Diocesi: Trieste, 50° di ordinazione sacerdotale del vescovo Crepaldi. “I preti tornino ad essere uomini di Cristo e a vivere di preghiera”

“’L’anima mia magnifica il Signore e il mio spirito esulta in Dio mio Salvatore’: con queste parole, piene di gioiosa gratitudine per il Signore, Maria andò incontro ad Elisabetta ed è con queste parole che anch’io gli dico il mio grazie per i cinquant’anni di sacerdozio nei quali sono compresi vent’anni di episcopato”. Così si è espresso oggi mons. Giampaolo Crepaldi, vescovo di Trieste, durante la messa che ricordava il 50° di ordinazione sacerdotale. “Il mio grazie si estende poi a tutti coloro che, in un modo o nell’altro, mi hanno accompagnato, formato e sostenuto: dai miei genitori Ilde e Dario alla mia famiglia, dal mio parroco mons. Luigi Maragno alla mia parrocchia di Villadose, dal seminario alla mia diocesi di Adria-Rovigo con il vescovo mons. Mocellini che mi ordinò prete proprio il 17 luglio del 1971. Poi il ministero a Roma presso la Cei e la Sede apostolica a servizio di san Giovanni Paolo II che mi ordinò vescovo il 19 marzo del 2001 e di Papa Benedetto XVI”. Mons. Crepaldi ha fra l’altro affermato: “un grazie affettuoso va alla città, bellissima e magnanime: pur colpita dalle dolorose ferite subite nel recente passato carico di immani e indicibili atrocità, Trieste è qui nello splendore delle sue nobili architetture e nella salutare volontà del suo popolo, portatore convinto di un messaggio di pace, di riconciliazione, di speranza per tutti”.

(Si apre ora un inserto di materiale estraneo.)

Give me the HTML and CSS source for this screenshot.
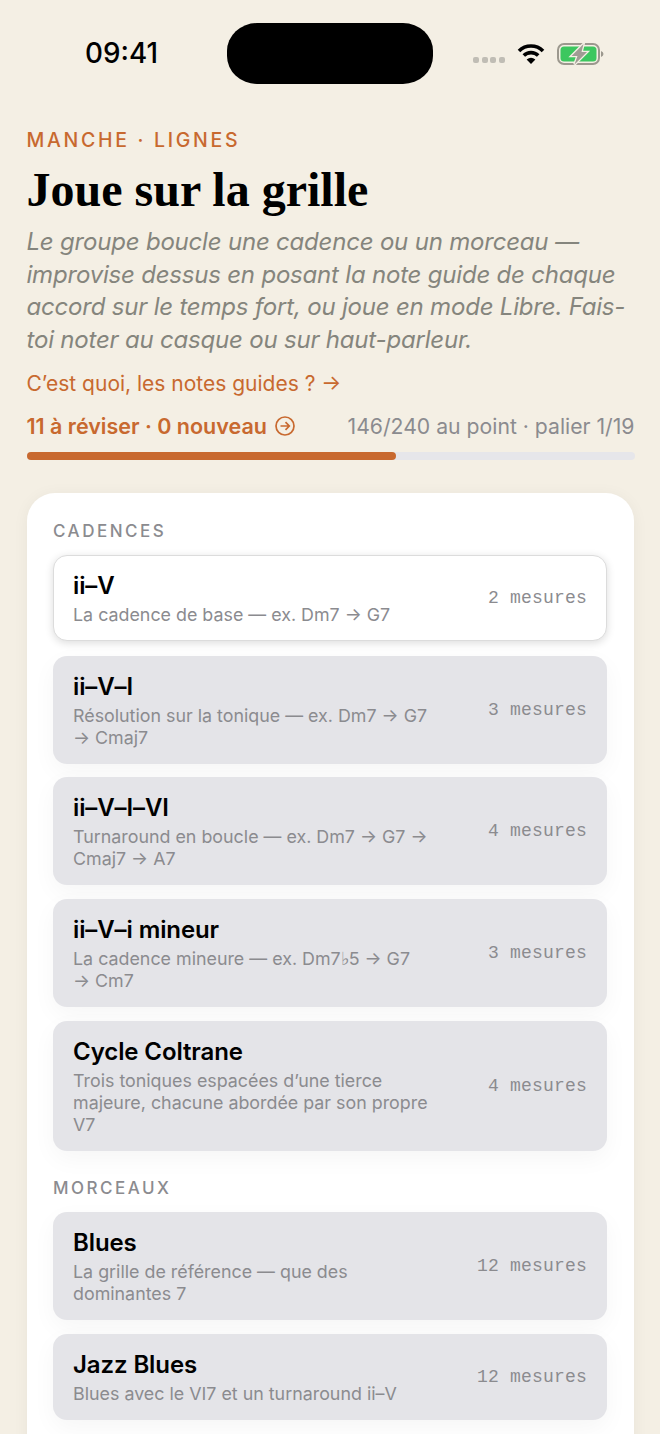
FILE: index.html
```html
<!DOCTYPE html>
<html lang="fr">
<head>
    <meta charset="UTF-8">
    <meta name="viewport" content="width=device-width, initial-scale=1.0">
    <title>Joue sur la grille</title>
    <link rel="stylesheet" href="styles.css">
</head>
<body>
    <div class="statusbar">
        <div class="time">09:41</div>
        <div class="island"></div>
        <div class="status-icons">
            <div class="signal"><span></span><span></span><span></span><span></span></div>
            <svg class="wifi" width="28" height="22" viewBox="0 0 28 22">
                <path d="M2 8A17 17 0 0 1 26 8" fill="none" stroke="#000" stroke-width="3.6"/>
                <path d="M6.8 12.6A10.2 10.2 0 0 1 21.2 12.6" fill="none" stroke="#000" stroke-width="3.6"/>
                <path d="M14 21L9.6 16.4Q14 13.2 18.4 16.4Z" fill="#000"/>
            </svg>
            <svg class="battery" width="47" height="22" viewBox="0 0 47 22">
                <rect x="1" y="1" width="41" height="20" rx="6" fill="none" stroke="#9c988e" stroke-width="2"/>
                <rect x="3.5" y="3.5" width="36" height="15" rx="3.5" fill="#3cc75f"/>
                <path d="M44 8Q46.5 9 46.5 11T44 14Z" fill="#9c988e"/>
                <path d="M26.5 1L14.5 13H20.5L17.5 21.5L30 9H24.5Z" fill="#a09c94" stroke="#f4efe4" stroke-width="2.6" paint-order="stroke"/>
            </svg>
        </div>
    </div>

    <div class="header">
        <div class="eyebrow">MANCHE · LIGNES</div>
        <h1>Joue sur la grille</h1>
        <p class="intro">Le groupe boucle une cadence ou un morceau — improvise dessus en posant la note guide de chaque accord sur le temps fort, ou joue en mode Libre. Fais-toi noter au casque ou sur haut-parleur.</p>
        <a class="guide-link">C’est quoi, les notes guides ? →</a>
        <div class="stats">
            <div class="review">
                <span>11 à réviser · 0 nouveau</span>
                <svg width="20" height="20" viewBox="0 0 20 20" fill="none" stroke="#c8692f" stroke-width="1.7">
                    <circle cx="10" cy="10" r="9"/>
                    <path d="M5.5 10H14.2M10.5 6.2L14.3 10L10.5 13.8"/>
                </svg>
            </div>
            <div class="progress-text">146/240 au point · palier 1/19</div>
        </div>
        <div class="progress"><div class="progress-fill" style="width: 60.8%"></div></div>
    </div>

    <div class="card">
        <div class="section-title">CADENCES</div>
        <div class="row-list">
            <div class="row selected">
                <div class="row-text">
                    <div class="row-title">ii–V</div>
                    <div class="row-sub">La cadence de base — ex. Dm7 → G7</div>
                </div>
                <div class="row-meta">2 mesures</div>
            </div>
            <div class="row">
                <div class="row-text">
                    <div class="row-title">ii–V–I</div>
                    <div class="row-sub">Résolution sur la tonique — ex. Dm7 → G7 → Cmaj7</div>
                </div>
                <div class="row-meta">3 mesures</div>
            </div>
            <div class="row">
                <div class="row-text">
                    <div class="row-title">ii–V–I–VI</div>
                    <div class="row-sub">Turnaround en boucle — ex. Dm7 → G7 → Cmaj7 → A7</div>
                </div>
                <div class="row-meta">4 mesures</div>
            </div>
            <div class="row">
                <div class="row-text">
                    <div class="row-title">ii–V–i mineur</div>
                    <div class="row-sub">La cadence mineure — ex. Dm7♭5 → G7 →&nbsp;Cm7</div>
                </div>
                <div class="row-meta">3 mesures</div>
            </div>
            <div class="row">
                <div class="row-text">
                    <div class="row-title">Cycle Coltrane</div>
                    <div class="row-sub">Trois toniques espacées d’une tierce majeure, chacune abordée par son propre V7</div>
                </div>
                <div class="row-meta">4 mesures</div>
            </div>
        </div>

        <div class="section-title second">MORCEAUX</div>
        <div class="row-list">
            <div class="row">
                <div class="row-text">
                    <div class="row-title">Blues</div>
                    <div class="row-sub">La grille de référence — que des dominantes 7</div>
                </div>
                <div class="row-meta">12 mesures</div>
            </div>
            <div class="row">
                <div class="row-text">
                    <div class="row-title">Jazz Blues</div>
                    <div class="row-sub">Blues avec le VI7 et un turnaround ii–V</div>
                </div>
                <div class="row-meta">12 mesures</div>
            </div>
        </div>
    </div>
</body>
</html>
```

FILE: styles.css
```css
:root {
    --bg-color: #f4efe4;
    --accent-color: #c8692f;
    --row-color: #e4e4e8;
    --text-muted: #85857d;
    --text-grey: #8b8b8f;
}

* {
    margin: 0;
    padding: 0;
    box-sizing: border-box;
}

html, body {
    height: 1434px;
    overflow: hidden;
}

body {
    background-color: var(--bg-color);
    color: #000;
    font-family: Inter, 'Noto Sans', sans-serif;
}

.statusbar {
    display: grid;
    grid-template-columns: 227px 206px 1fr;
    padding-top: 23px;
    height: 83px;
}

.time {
    padding-left: 85px;
    font-size: 27.8px;
    font-weight: 500;
    line-height: 61px;
}

.island {
    background-color: #000;
    border-radius: 30px / 28px;
}

.status-icons {
    display: flex;
    align-items: center;
    padding-left: 40px;
}

.signal {
    display: flex;
    gap: 2.5px;
    margin-top: 13px;
    margin-right: 12px;
}

.signal span {
    width: 6px;
    height: 6px;
    border-radius: 2px;
    background-color: #c0bdb5;
}

.wifi {
    margin-right: 12px;
}

.header {
    padding: 47px 25.5px 0 26.5px;
}

.eyebrow {
    color: var(--accent-color);
    font-size: 19.5px;
    font-weight: 500;
    letter-spacing: 2.7px;
    line-height: 20px;
}

h1 {
    font-family: 'Liberation Serif', serif;
    font-size: 48px;
    font-weight: 700;
    line-height: 60px;
    margin-top: 10px;
}

.intro {
    color: var(--text-muted);
    font-size: 24px;
    font-style: italic;
    letter-spacing: -0.2px;
    line-height: 32.6px;
    margin-top: 6px;
}

.guide-link {
    display: block;
    color: var(--accent-color);
    font-size: 21px;
    line-height: 26px;
    margin-top: 15px;
}

.stats {
    display: flex;
    align-items: center;
    justify-content: space-between;
    margin-top: 15px;
    line-height: 28px;
}

.review {
    display: flex;
    align-items: center;
    gap: 8px;
    color: var(--accent-color);
    font-size: 21.5px;
    font-weight: 600;
}

.progress-text {
    color: var(--text-grey);
    font-size: 21.2px;
}

.progress {
    height: 8px;
    margin-top: 12px;
    border-radius: 4px;
    background-color: #e6e6ea;
}

.progress-fill {
    height: 100%;
    border-radius: 4px;
    background-color: var(--accent-color);
}

.card {
    margin: 33px 26px 0 26.5px;
    padding: 26.8px 27px 60px 26.5px;
    border-radius: 28px;
    background-color: #fff;
    box-shadow: 0 2px 16px rgba(0, 0, 0, 0.05);
}

.section-title {
    color: var(--text-grey);
    font-size: 17px;
    font-weight: 500;
    letter-spacing: 2.5px;
    line-height: 22px;
    margin-bottom: 13px;
}

.section-title.second {
    margin-top: 26.4px;
}

.row-list {
    display: flex;
    flex-direction: column;
    gap: 13.5px;
}

.row {
    display: flex;
    align-items: center;
    justify-content: space-between;
    gap: 50px;
    padding: 15px 20px;
    border-radius: 14px;
    background-color: var(--row-color);
    box-shadow: 0 8px 24px rgba(0, 0, 0, 0.04);
}

.row.selected {
    margin-bottom: 0.8px;
    padding: 14px 19px;
    background-color: #fff;
    border: 1px solid #dcdcdc;
    box-shadow: 0 2px 8px rgba(0, 0, 0, 0.14);
}

.row-text {
    flex: 1;
    min-width: 0;
}

.row-title {
    font-size: 24px;
    font-weight: 600;
    letter-spacing: -0.1px;
    line-height: 32px;
    margin-bottom: 2px;
}

.row-sub {
    color: var(--text-grey);
    font-size: 17.85px;
    line-height: 22.1px;
}

.row-meta {
    flex-shrink: 0;
    color: var(--text-grey);
    font-family: 'Liberation Mono', monospace;
    font-size: 18px;
    letter-spacing: 0.2px;
    white-space: pre;
}
```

Il vescovo ha quindi detto: “il sacerdote non è una figura burocratica all’interno della Chiesa, come quella di cui ogni società ha bisogno per adempiere certe funzioni. Egli è altro e oltre, perché pronuncia in nome di Cristo la parola dell’assoluzione dai peccati e cambia così, a partire da Dio, la situazione della nostra vita. Egli è altro e oltre, perché pronuncia sulle offerte del pane e del vino le parole di Cristo che sono di transustanziazione, parole che rendono presente lui stesso, il Risorto, il suo corpo e suo sangue e trasformano così gli elementi del mondo: parole che spalancano il mondo a Dio e lo uniscono a lui. Il sacerdote è sacramento, cioè segno e strumento di Dio che si serve di un pover’uomo al fine di essere presente tra gli uomini e agire per la loro salvezza. Nella vita e nel ministero di un prete si può leggere in nuce l’audacia di Dio che affida se stesso ad esseri umani, che, pur nelle loro fragilità, li ritiene capaci di agire e di essere presenti in vece sua”. Quindi un messaggio al clero: i preti, secondo Crepaldi, devono “ritornare ad essere uomini di Cristo e a vivere di preghiera. La preghiera crea il sacerdote e il sacerdote si crea attraverso la preghiera: essa delinea in sicurezza la strada maestra della santità presbiterale. Naturalmente sono necessari la formazione, lo studio, l’aggiornamento per cogliere le urgenze e delineare le priorità pastorali”.